Who Will Actually Handle My Case, Your Lawyer or a Case Manager?
At many high-volume firms, the lawyer on the billboard is a marketer and your case is run by staff you never met. Here's how to learn who will actually handle yours.
By Adam Fonta, Lionheart Injury Law | Updated June 15, 2026 | 5-minute read
When you hire a personal injury firm, you probably assume the attorney you met, or the one whose face is on the billboard, will be the person handling your case. At many firms, that assumption is wrong, and the gap between who you think is working on your case and who actually is can quietly cost you. This is one of the most common complaints injured people have about big advertising firms, and it is worth understanding before you sign anything.

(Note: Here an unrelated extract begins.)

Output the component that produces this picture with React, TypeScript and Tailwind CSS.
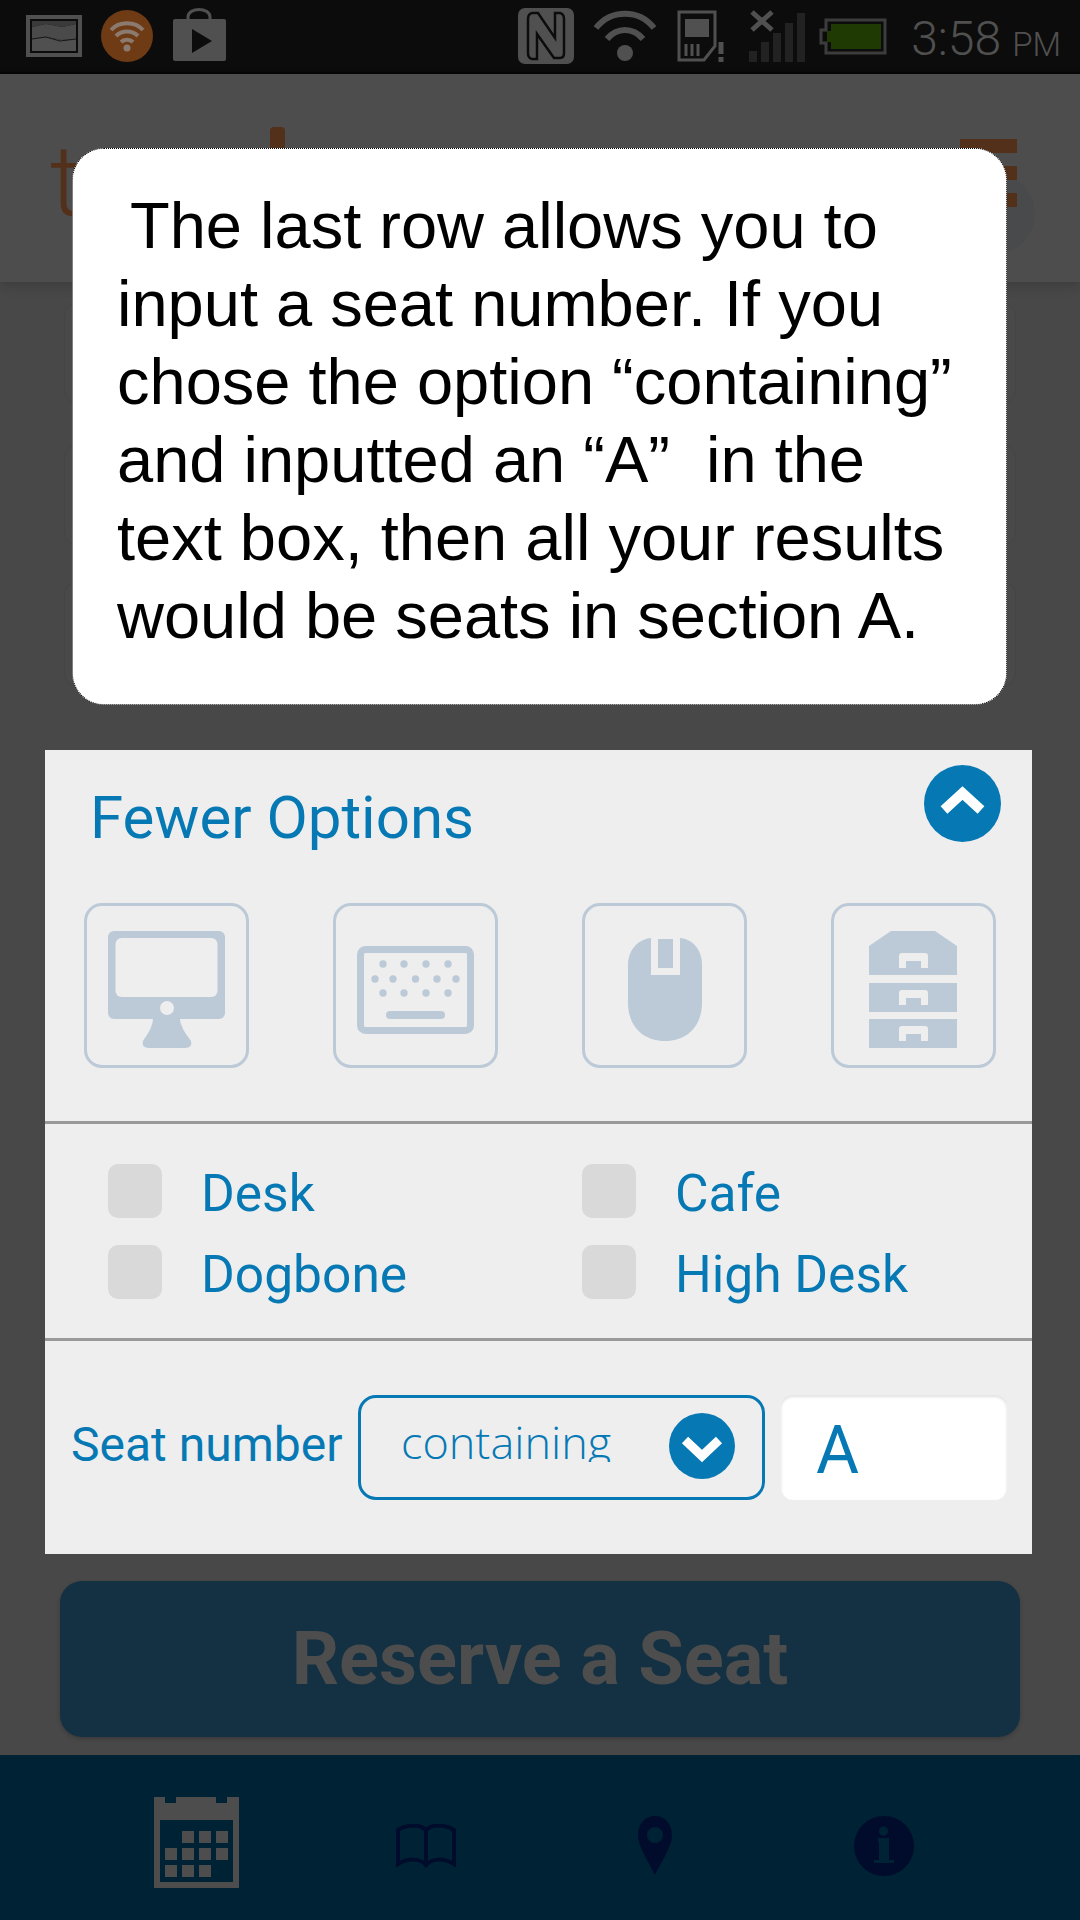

The Billboard Attorney Is Often a Marketer
At the largest high-volume firms, the lawyer in the advertising is frequently a figurehead, the public face and the rainmaker, not the person who will work your file. The day-to-day handling of your case is delegated to non-attorney staff: case managers, intake coordinators, and paralegals. These people are often hardworking and well-meaning, but they are not licensed to practice law. They cannot give legal advice, they cannot exercise legal judgment about your case, and they are not the ones answerable in a courtroom.
This is not a fringe concern. Research by Stanford law professor Nora Freeman Engstrom on high-volume injury firms found that many clients speak to an actual attorney only once, if ever, by some estimates, only about 10% of clients at these firms ever meet their lawyer face-to-face. For a routine, tiny claim, that might not matter much. For a serious injury, having your case run by someone who cannot make legal decisions about it is a real problem.
Why It Matters Who Handles Your Case
A personal injury case is full of judgment calls that require a lawyer: how to value the claim, when to push and when to settle, which experts to retain, how to counter the insurer's arguments, whether to file suit, and whether an offer is fair given what a jury might award. A case manager working from a script and a checklist cannot make those calls. When a non-lawyer is effectively running the file, cases tend to get processed toward a quick, standardized settlement rather than developed toward their full value.
It also affects something simpler: whether your questions get answered. A frequent complaint about volume firms is unreturned calls and the feeling of being a case number, of never being able to reach a person who actually knows the law and your case. When you are hurt and anxious, that lack of access is its own kind of harm.
The Connection to How Much You Recover
This is not just about customer service. When non-lawyers process cases in bulk, the firm is running a volume operation, and volume operations settle for going rates, standardized amounts worked out with insurance adjusters over many repeat dealings, rather than building each case to its individual, full value. The person handling your file matters because it reflects how the whole case will be treated: as one of thousands to be moved through a pipeline, or as a specific person's serious injury to be proven and maximized.
What to Ask Before You Sign
You can find out exactly how a firm will handle your case by asking directly:
- "Will I work directly with an attorney?"
- "Who specifically will handle my case day to day, and can I meet them?"
- "When I call with a question, will I be able to speak with my lawyer?"
- "Will an attorney, or a case manager, be making the decisions about my case?"
A firm that gives you real access to a lawyer will answer plainly. A firm built on volume will reassure you vaguely and steer you toward signing.
There's Nothing Wrong With Support Staff, Done Right
To be fair, good paralegals and staff are essential, and every well-run firm uses them. The issue is not whether a firm has support staff; it is whether a licensed attorney is actually directing your case and accessible to you, or whether the lawyer has effectively handed the file to non-lawyers and moved on to the next ad campaign. The difference is between staff who support your lawyer's work and staff who replace it.
How Lionheart Handles It
We built our firm specifically to avoid the volume trap. We take fewer cases so that you work directly with your attorney, not a rotating cast of case managers, and so that the person making decisions about your case is the lawyer responsible for it. We are available 24/7, and we come to you. When you call, you reach the people actually handling your case. That direct attention is a large part of what "one-on-one" really means, and it is one of the clearest differences between a boutique trial firm and a billboard operation. You can see how that plays out in practice on our car accident playbook, where the approach is spelled out case type by case type.
The Bottom Line
Before you hire a personal injury firm, find out who will actually handle your case. At many big advertising firms, the answer is a case manager you have not met, not the attorney you saw in the ad, and research shows many clients at these firms never really meet their lawyer at all. For a serious injury, that matters, both for the attention you receive and for how much you ultimately recover. Ask the question directly, and choose a firm where a real lawyer is in charge of your case and within reach when you need them.